Melissa Bone

Melissa Bone

Melissa Bone

Melissa joined the University of Leicester in 2015 and is a lecturer in the Law School, having obtained her PhD at the University of Manchester. Melissa’s PhD research was funded by the Arts and Humanities Research Council (AHRC). Her research explores how the lens of human rights provides a new perspective on drug control and points towards different ways of regulating drug consumption. Currently, Melissa is writing a research monograph with Routledge on this subject. Melissa’s most recent publications centre upon the religious rights of the Rastafari to consume cannabis and on the health rights of medicinal cannabis consumers.
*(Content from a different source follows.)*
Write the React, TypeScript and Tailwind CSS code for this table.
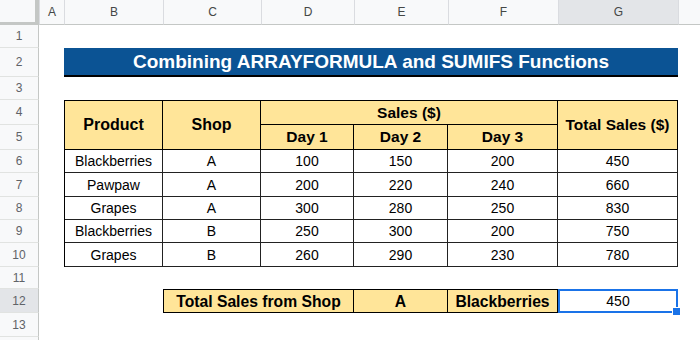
import React from "react";

const font = { fontFamily: '"Liberation Sans", Arial, sans-serif' };

const colLetters = ["A", "B", "C", "D", "E", "F", "G", ""];
const rowNums = [1, 2, 3, 4, 5, 6, 7, 8, 9, 10, 11, 12, 13, 14];

const data = [
  ["Blackberries", "A", "100", "150", "200", "450"],
  ["Pawpaw", "A", "200", "220", "240", "660"],
  ["Grapes", "A", "300", "280", "250", "830"],
  ["Blackberries", "B", "250", "300", "200", "750"],
  ["Grapes", "B", "260", "290", "230", "780"],
];

export default function App() {
  return (
    <div
      className="w-[700px] h-[340px] overflow-hidden bg-white grid grid-cols-[39px_25px_99px_98px_93px_94px_110px_120px_22px] grid-rows-[25px_23px_29px_23px_25px_25px_23px_24px_23px_23px_24px_22px_24px_24px_23px]"
      style={font}
    >
      {/* corner */}
      <div className="col-start-1 row-start-1 bg-[#f8f9fa] border-r-[4px] border-b-[3px] border-[#c4c7c5]" />
      {/* column headers */}
      {colLetters.map((l, i) => (
        <div
          key={"c" + i}
          className={`row-start-1 flex items-center justify-center text-[12px] text-[#444746] border-b border-b-[#c4c7c5] border-l border-l-[#dadce0] ${
            l === "G" ? "bg-[#e3e5e8]" : "bg-[#f8f9fa]"
          }`}
          style={{ gridColumnStart: i + 2 }}
        >
          {l}
        </div>
      ))}
      {/* row headers */}
      {rowNums.map((n) => (
        <div
          key={"r" + n}
          className={`col-start-1 flex items-center justify-center text-[12px] text-[#5f6368] border-r border-r-[#c4c7c5] border-b border-b-[#e1e3e1] ${
            n === 12 ? "bg-[#e3e5e8]" : "bg-[#f8f9fa]"
          }`}
          style={{ gridRowStart: n + 1 }}
        >
          {n < 14 ? n : ""}
        </div>
      ))}

      {/* title */}
      <div className="col-start-3 col-span-6 row-start-3 bg-[#0b5394] border-b-2 border-black flex items-center justify-center pt-[1px] text-white font-bold text-[19px]">
        Combining ARRAYFORMULA and SUMIFS Functions
      </div>

      {/* table */}
      <div className="col-start-3 col-span-6 row-start-5 row-span-7 border-l border-t border-black grid grid-cols-[98px_98px_93px_94px_110px_120px] grid-rows-[24px_25px_23px_24px_23px_23px_24px] text-black">
        <div className="row-span-2 bg-[#ffe599] border-r border-b border-black flex items-center justify-center font-bold text-[16px]">
          Product
        </div>
        <div className="row-span-2 bg-[#ffe599] border-r border-b border-black flex items-center justify-center font-bold text-[16px]">
          Shop
        </div>
        <div className="col-span-3 bg-[#ffe599] border-r border-b border-black flex items-center justify-center font-bold text-[15.5px]">
          Sales ($)
        </div>
        <div className="row-span-2 bg-[#ffe599] border-r border-b border-black flex items-center justify-center font-bold text-[15.5px]">
          Total Sales ($)
        </div>
        <div className="col-start-3 row-start-2 bg-[#ffe599] border-r border-b border-black flex items-center justify-center font-bold text-[15.5px]">
          Day 1
        </div>
        <div className="col-start-4 row-start-2 bg-[#ffe599] border-r border-b border-black flex items-center justify-center font-bold text-[15.5px]">
          Day 2
        </div>
        <div className="col-start-5 row-start-2 bg-[#ffe599] border-r border-b border-black flex items-center justify-center font-bold text-[15.5px]">
          Day 3
        </div>
        {data.map((row, ri) =>
          row.map((v, ci) => (
            <div
              key={ri + "-" + ci}
              className="border-r border-b border-[#222] flex items-center justify-center pt-[1px] text-[14px]"
            >
              {v}
            </div>
          ))
        )}
      </div>

      {/* row 12 lookup */}
      <div className="col-start-4 col-span-4 row-start-13 border border-black bg-[#ffe599] flex font-bold text-[15.7px] text-black">
        <div className="w-[190px] border-r border-black flex items-center justify-center pt-[2px]">
          Total Sales from Shop
        </div>
        <div className="w-[94px] border-r border-black flex items-center justify-center pt-[2px]">A</div>
        <div className="flex-1 flex items-center justify-center pt-[2px]">Blackberries</div>
      </div>
      <div className="col-start-8 row-start-13 relative border-2 border-[#1a73e8] flex items-center justify-center pt-[1px] text-[14px] text-black">
        450
        <div className="absolute -right-[5px] -bottom-[5px] w-[7px] h-[7px] bg-[#1a73e8] border border-white box-content" />
      </div>
    </div>
  );
}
Melissa teaches Criminal Law, an Introduction to Law and Legal Reasoning, the Criminal Justice System and Criminology on University of Leicester’s undergraduate Law degree programme.


 

TITLE: Politicising Human Rights as a tool in the UK’s Cannabis Social Club Movement
Cannabis Social Clubs (CSCs) are non-profit regulatory models where cannabis is produced and distributed among a closed circuit of adult cannabis users. Originating in Spain, CSCs now operate globally in different socio-political contexts and under different legal regimes. This paper argues that the CSC phenomenon is a bottom-up process arising from grassroots initiatives. Unlike Spain, Uruguay, Belgium and the USA, the UK currently offers no legal space for the operation of CSCs, yet the UKCSC movement is becoming increasingly active. Taking a comparative approach, the paper will consider how informal de facto regulatory systems can embed, facilitating formal de jure drug policy regimes. Exploring the CSC model specifically has broader implications for the regulation of psychedelics and other controlled psychoactives, since the process of bottom up law making has the potential to legitimate and transform drug policies. As well as exploring how contentious collective action by individuals and CSCs can affect change, this paper draws on case law from other jurisdictions. It considers the potential of the UK judiciary to influence drug policies relating to the CSC movement and beyond. The paper recognises the crucial importance of political power in drug policy design and it questions whether common sense ontologies, the experiential knowledge and engagement of cannabis users and their implicit underlying normative values can challenge traditional structures of power. Ultimately, the paper draws lessons from the CSC model to create better drug policy solutions for society as a whole.